The tolerance level of an emersed bivalve can be associated with the moisture level of the environment (Byrne and McMahon, 1994; Nakano, 2018), with temperature (Bartsch et al., 2000; Mitchell et al., 2018) or the presence of sediment (Gough et al., 2012; Mitchell et al., 2018) as well as its physiological and morphological characteristics (Byrne and McMahon, 1994; Bartsch et al., 2000; Nakano, 2018). The aim of this study was to test the emersion tolerances of two freshwater bivalves Unio terminalis (Bourguignat, 1852) and Corbicula fluminea (Müller, 1774) in moist sediment during a prolonged drought, using experimental setups with water-saturated sediment. Although some researchers mention the positive effects of reaching the moist sediment or micro sheltered areas (Holland, 1991; Gagnon et al., 2004; Gough et al., 2012; Mitchell et al., 2018), there is no satisfactory information on how it happens. Additionally, a group without-sediment was set up to assess the effects of water-saturated sediment and to make comparisons with previous studies (e.g., Collas et al., 2014; Nakano, 2018; Guareschi and Wood, 2020). The experimental setups were also suitable to evaluate the effects of bivalve sizes; research on size-survival relationships during droughts is surprisingly limited, and only a small number of experimental studies are available (e.g., Byrne et al., 1988; Nakano, 2018).

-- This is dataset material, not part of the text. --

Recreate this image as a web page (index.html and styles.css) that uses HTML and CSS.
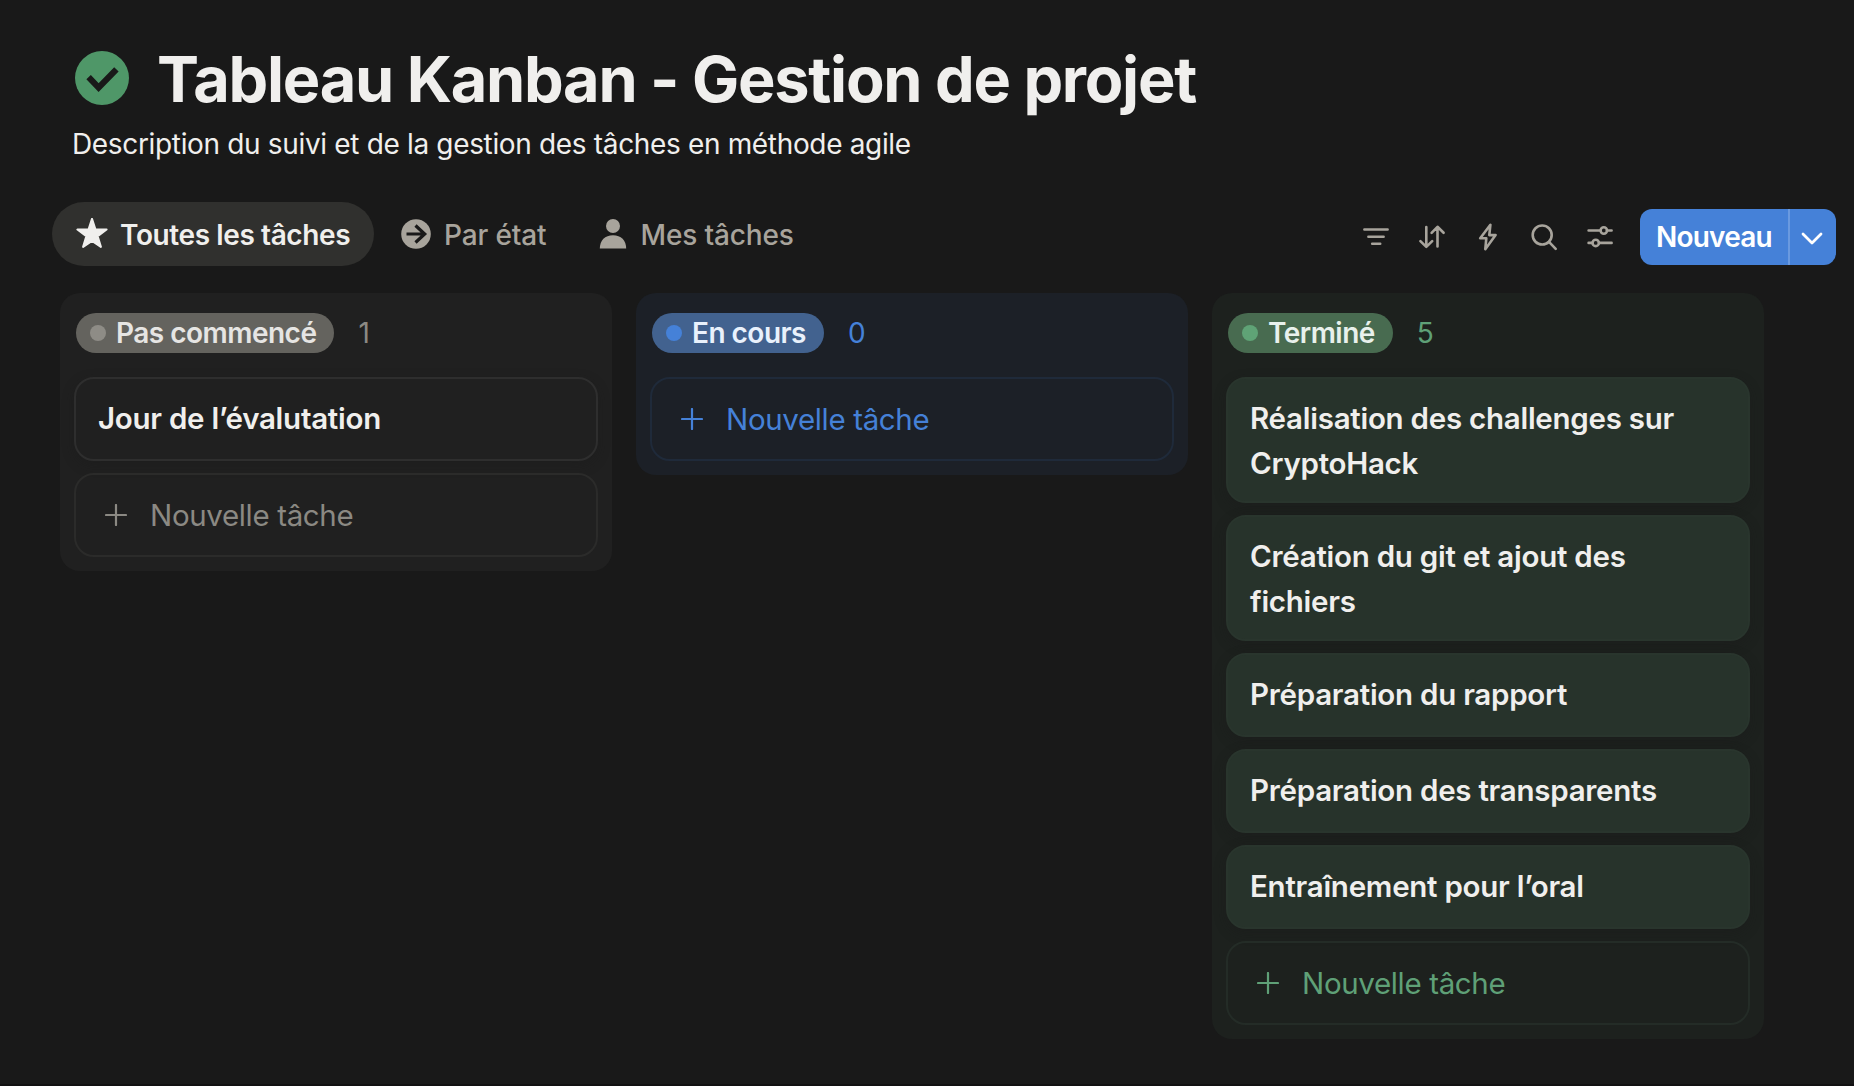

The species investigated in the study cohabitate in the same area (River Çine, western Turkey). The first species, U. terminalis, is a member of the family Unionidae, endemic to the Middle East and according to IUCN Red List, classified as “vulnerable” (Graf and Cummings, 2007; Lopes-Lima and Seddon, 2014). The second, C. fluminea, is a well-studied venerid species that is a successful invader throughout the world's inland waters (Sousa et al., 2008; Kamburska et al., 2013; Ferreira-Rodríguez and Pardo, 2016). Interaction between these species was not the subject of the present study, but results may provide an example of how one native and one non-native bivalve cope with drought conditions in different ways.

2 Materials and methods

Both species were collected by hand from the River Çine (western Turkey, 37°45′50.5″N 27°49′59.8″E) in May, 2017; the water temperature was 19.5 °C. Collected bivalves were placed in isolated polystyrene foam boxes and transferred to the laboratory of the aquaculture research facility of ADÜ Faculty of Agriculture, Department of Fisheries and Aquaculture (ADÜ-SAUB). Before the treatments, the specimens were placed in tanks with one transparent side, filled with aerated fresh water (underground water that supplies the facility) at 19 °C and were observed for 24 h. To ensure standardization, only individuals with quick valve responses and foot or siphon movement were included in the treatments. Subsequently, two treatments were performed using both species: (1) treatment without sediment, and (2) water-saturated sediment treatment.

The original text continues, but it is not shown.